Chevrolet unveiled the 2027 Corvette Grand Sport with a new naturally aspirated 6.7L LS6 V8 producing 535 hp and 520 lb-ft, mated to an eight-speed dual-clutch; the Grand Sport X hybrid pairs the LS6 with a 186-hp front motor for a combined 721 hp (≈+51 hp vs the Z06's 670 hp, +66 hp vs the outgoing E-Ray). The Grand Sport offers Magnetic Ride Control and optional Z52/Z52 Track packages (up to carbon-ceramic brakes and Cup 2R tires), should reach dealers this summer, and pricing is unknown but estimated around ~$90k, positioned between the Stingray (~$70k) and the $121k Z06.

Analysis

This product cycle is classic halo economics: a differentiated, high-content performance variant will do more than sell a few thousand units — it drives elevated dealer traffic, higher option/aftermarket attach, and improves used-vehicle desirability across the C8 family. Expect modest per-unit gross margin uplift from premium brakes, carbon aero, and bespoke interior trim; those high-margin SKUs flow to suppliers and captive finance, enhancing backend profitability quicker than volume segments. Supply-chain impacts are second-order but actionable.
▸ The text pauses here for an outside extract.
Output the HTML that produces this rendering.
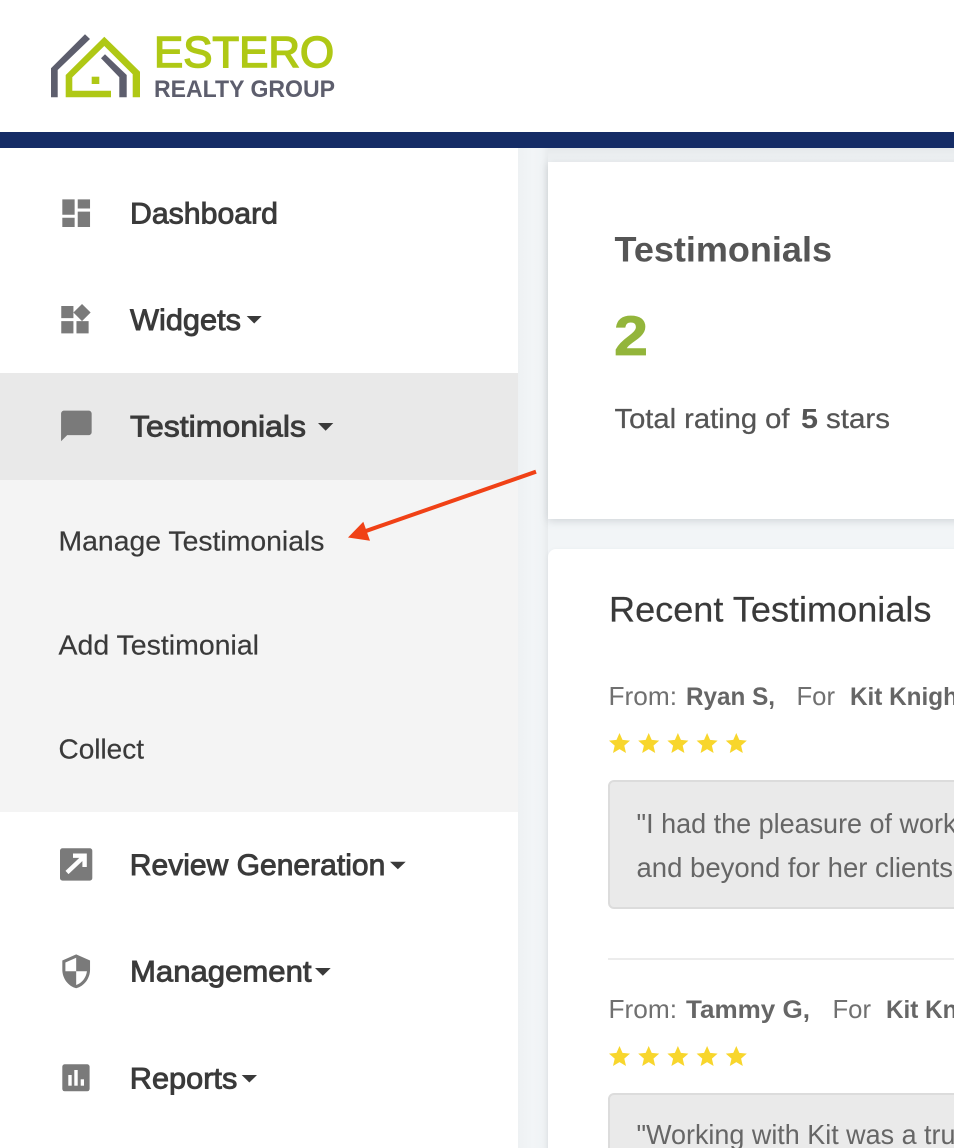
<!DOCTYPE html>
<html><head><meta charset="utf-8"><style>
html,body{margin:0;padding:0;width:954px;height:1148px;overflow:hidden;background:#f2f5f7}
#w{position:relative;width:954px;height:1148px;overflow:hidden;background:#f2f5f7}
.a{position:absolute}
svg{position:absolute;left:0;top:0}
text{font-family:"Liberation Sans",sans-serif}
.nav{font-size:30px;fill:#3a3a3a;stroke:#3a3a3a;stroke-width:.9px}
.sub{font-size:27.9px;fill:#3a3a3a;stroke:#3a3a3a;stroke-width:.2px}
.os{font-size:25.6px;fill:#707070}
.osb{font-size:24.6px;fill:#666;font-weight:700}
.q{font-size:27.6px;fill:#666}
</style></head><body><div id="w">
<div class="a" style="left:0;top:0;width:954px;height:132px;background:#fff"></div>
<div class="a" style="left:518px;top:148px;width:436px;height:14px;background:linear-gradient(#e6e9eb,#f0f3f5)"></div>
<div class="a" style="left:518px;top:148px;width:30px;height:1000px;background:linear-gradient(90deg,#eef1f3,#f2f5f7 50%,#f0f3f5 80%,#e8ebed)"></div>
<div class="a" style="left:0;top:148px;width:518px;height:1000px;background:#fff"></div>
<div class="a" style="left:0;top:373px;width:518px;height:107px;background:#e9e9e9"></div>
<div class="a" style="left:0;top:480px;width:518px;height:332px;background:#f4f4f4"></div>
<div class="a" style="left:548px;top:162px;width:420px;height:357px;background:#fff;box-shadow:0 2px 8px rgba(90,100,110,.22)"></div>
<div class="a" style="left:548px;top:549px;width:420px;height:620px;background:#fff;border-radius:8px;box-shadow:0 1px 4px rgba(90,100,110,.08)"></div>
<div class="a" style="left:0;top:132px;width:954px;height:16px;background:#152c66"></div>
<div class="a" style="left:608px;top:780px;width:380px;height:125px;background:#eaeaea;border:2px solid #dcdcdc;border-radius:6px"></div>
<div class="a" style="left:608px;top:958px;width:346px;height:2px;background:#ececec"></div>
<div class="a" style="left:608px;top:1093px;width:380px;height:100px;background:#eaeaea;border:2px solid #dcdcdc;border-radius:6px"></div>

<svg width="954" height="1148" viewBox="0 0 954 1148">
<!-- logo -->
<path d="M51 68.300 85 34.300 90 39 57.700 70V97.300H51z" fill="#5d5e6d"/>
<path d="M65.700 97.300V75L104.300 36.700 140 71.700V97.300H132.700V74.300L104.300 46 72.300 77.300V90.700H111V97.300z" fill="#afc815"/>
<path d="M101 58.300 105 54.300 126.700 75V97.300H119.300V77.300z" fill="#5d5e6d"/>
<rect x="91.700" y="76.700" width="7.600" height="7.300" fill="#afc815"/>
<text x="154" y="66.800" font-size="44" fill="#afc815" stroke="#afc815" stroke-width="1.500" textLength="180" lengthAdjust="spacingAndGlyphs">ESTERO</text>
<text x="154" y="97" font-size="24" font-weight="700" fill="#5d5e6d" textLength="181" lengthAdjust="spacingAndGlyphs">REALTY GROUP</text>

<!-- nav icons -->
<g fill="#7a7a7a">
<path transform="translate(57.700 194.700) scale(1.54)" d="M3 13h8V3H3v10zm0 8h8v-6H3v6zm10 0h8V11h-8v10zm0-18v6h8V3h-8z"/>
<path transform="translate(56.700 301.400) scale(1.52)" d="M13 13v8h8v-8h-8zM3 21h8v-8H3v8zM3 3v8h8V3H3zm13.660-1.310L11 7.340 16.660 13l5.660-5.660-5.660-5.650z"/>
<path transform="translate(58 407.600) scale(1.53)" d="M20 2H4c-1.100 0-1.990.9-1.990 2L2 22l4-4h14c1.100 0 2-.9 2-2V4c0-1.100-.9-2-2-2z"/>
<rect x="60" y="848.300" width="32.300" height="32.300" rx="2.500"/>
<path transform="translate(57.700 952.800) scale(1.54)" d="M12 1L3 5v6c0 5.550 3.840 10.740 9 12 5.160-1.260 9-6.450 9-12V5l-9-4zm0 10.990h7c-.53 4.120-3.280 7.790-7 8.940V12H5V6.300l7-3.110v8.800z"/>
<rect x="62.300" y="1064.300" width="27.300" height="27" rx="2.500"/>
</g>
<path d="M67 872.500 84 856.500M73 855.700H84.600V867" fill="none" stroke="#fff" stroke-width="4.400"/>
<g fill="#fff">
<rect x="68.300" y="1075" width="3.400" height="10.700"/>
<rect x="74.300" y="1070" width="3.400" height="15.700"/>
<rect x="80.700" y="1079.300" width="3.300" height="6.400"/>
</g>

<!-- nav text -->
<text class="nav" x="130" y="223.300" textLength="148" lengthAdjust="spacingAndGlyphs">Dashboard</text>
<text class="nav" x="130" y="330" textLength="111" lengthAdjust="spacingAndGlyphs">Widgets</text>
<text class="nav" x="130" y="436.700" textLength="176" lengthAdjust="spacingAndGlyphs">Testimonials</text>
<text class="nav" x="129.800" y="875" textLength="255.500" lengthAdjust="spacingAndGlyphs">Review Generation</text>
<text class="nav" x="130" y="981.700" textLength="181.500" lengthAdjust="spacingAndGlyphs">Management</text>
<text class="nav" x="129.800" y="1088.700" textLength="107.500" lengthAdjust="spacingAndGlyphs">Reports</text>
<g fill="#3a3a3a">
<path d="M246.700 316h15l-7.500 7.500z"/>
<path d="M318 423h15.300l-7.650 7.700z"/>
<path d="M390 861.700h15.700l-7.850 7.500z"/>
<path d="M315 968h15.700l-7.850 7.700z"/>
<path d="M241.700 1075H257l-7.650 7.500z"/>
</g>
<text class="sub" x="58.500" y="550.700" textLength="266" lengthAdjust="spacingAndGlyphs">Manage Testimonials</text>
<text class="sub" x="58.500" y="654.500" textLength="200.500" lengthAdjust="spacingAndGlyphs">Add Testimonial</text>
<text class="sub" x="58.500" y="758.500" textLength="85.500" lengthAdjust="spacingAndGlyphs">Collect</text>

<!-- card 1 -->
<text x="614.500" y="261.700" font-size="35.500" font-weight="700" fill="#555" textLength="217.500" lengthAdjust="spacingAndGlyphs">Testimonials</text>
<text x="614" y="355" font-size="56" font-weight="700" fill="#93b53b" stroke="#93b53b" stroke-width=".8" textLength="34" lengthAdjust="spacingAndGlyphs">2</text>
<text x="614.500" y="428" font-size="27.500" fill="#555" stroke="#555" stroke-width=".25" textLength="175" lengthAdjust="spacingAndGlyphs">Total rating of</text>
<text x="801" y="428" font-size="27.500" font-weight="700" fill="#555" textLength="17" lengthAdjust="spacingAndGlyphs">5</text>
<text x="826" y="428" font-size="27.500" fill="#555" stroke="#555" stroke-width=".25" textLength="64" lengthAdjust="spacingAndGlyphs">stars</text>

<!-- card 2 -->
<text x="609" y="621.700" font-size="35.500" fill="#3a3a3a" stroke="#3a3a3a" stroke-width=".2" textLength="322.500" lengthAdjust="spacingAndGlyphs">Recent Testimonials</text>
<text class="os" x="608.500" y="705" textLength="68.500" lengthAdjust="spacingAndGlyphs">From:</text>
<text class="osb" x="686" y="705" textLength="89" lengthAdjust="spacingAndGlyphs">Ryan S,</text>
<text class="os" x="796.500" y="705" textLength="38.500" lengthAdjust="spacingAndGlyphs">For</text>
<text class="osb" x="850" y="705" textLength="116" lengthAdjust="spacingAndGlyphs">Kit Knight</text>
<text class="q" x="636.500" y="833" textLength="320" lengthAdjust="spacingAndGlyphs">"I had the pleasure of work</text>
<text class="q" x="636.500" y="877" textLength="316.500" lengthAdjust="spacingAndGlyphs">and beyond for her clients</text>
<text class="os" x="608.500" y="1018" textLength="68.500" lengthAdjust="spacingAndGlyphs">From:</text>
<text class="osb" x="686" y="1018" textLength="124" lengthAdjust="spacingAndGlyphs">Tammy G,</text>
<text class="os" x="832.500" y="1018" textLength="38.500" lengthAdjust="spacingAndGlyphs">For</text>
<text class="osb" x="886" y="1018" textLength="116" lengthAdjust="spacingAndGlyphs">Kit Knight</text>
<text class="q" x="636.500" y="1144" textLength="319" lengthAdjust="spacingAndGlyphs">"Working with Kit was a tru</text>

<!-- stars -->
<defs><path id="s" d="M10.500 0l3 6.900 7.500.7-5.700 5 1.700 7.400-6.500-3.900L4 20l1.700-7.400L0 7.600l7.500-.7z" fill="#f8d62c"/></defs>
<use href="#s" x="609" y="733"/><use href="#s" x="638.200" y="733"/><use href="#s" x="667.400" y="733"/><use href="#s" x="696.600" y="733"/><use href="#s" x="725.800" y="733"/>
<use href="#s" x="609" y="1046"/><use href="#s" x="638.200" y="1046"/><use href="#s" x="667.400" y="1046"/><use href="#s" x="696.600" y="1046"/><use href="#s" x="725.800" y="1046"/>

<!-- arrow -->
<path d="M536 471.700 364 531.700" stroke="#f04116" stroke-width="4" fill="none"/>
<path d="M348 537.500 363.300 521.700 370 540.700z" fill="#f04116"/>
</svg>
</div></body></html>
Demand for carbon-ceramic brakes, high-performance driveline hardware and OEM-spec performance tires will shift incremental revenue toward specialized tier-1s that can meet low-volume, high-ASP runs; that benefits powertrain and electrification suppliers with flexible manufacturing (BorgWarner/Dana-like profiles) while leaving broad-based tire players exposed to OEM exclusivity. Also, reuse of high-voltage modules across halo hybrids accelerates amortization of battery/motor programs, improving supplier unit economics over the next 12–24 months. Key near-term catalysts and risks cluster around dealer-level pricing and option uptake this summer and used-residual signaling in the subsequent 6–12 months. Positive catalyst path: stronger-than-expected option attach / Launch Edition sell-through that validates a $3k–$8k incremental gross margin on halo cars and lifts consensus EPS by 1–2% next year. Downside risks include a macro pullback that compresses luxury discretionary spending, materials cost inflation for carbon components, or OEM exclusivity disputes that delay supply — any of which could erode the anticipated margin capture within 3–9 months. Contrarian: the market underestimates the near-term cash flow benefit of continued ICE/hybrid halos, which act as a durable, high-ASP cash generator while EV mix ramps over years rather than quarters.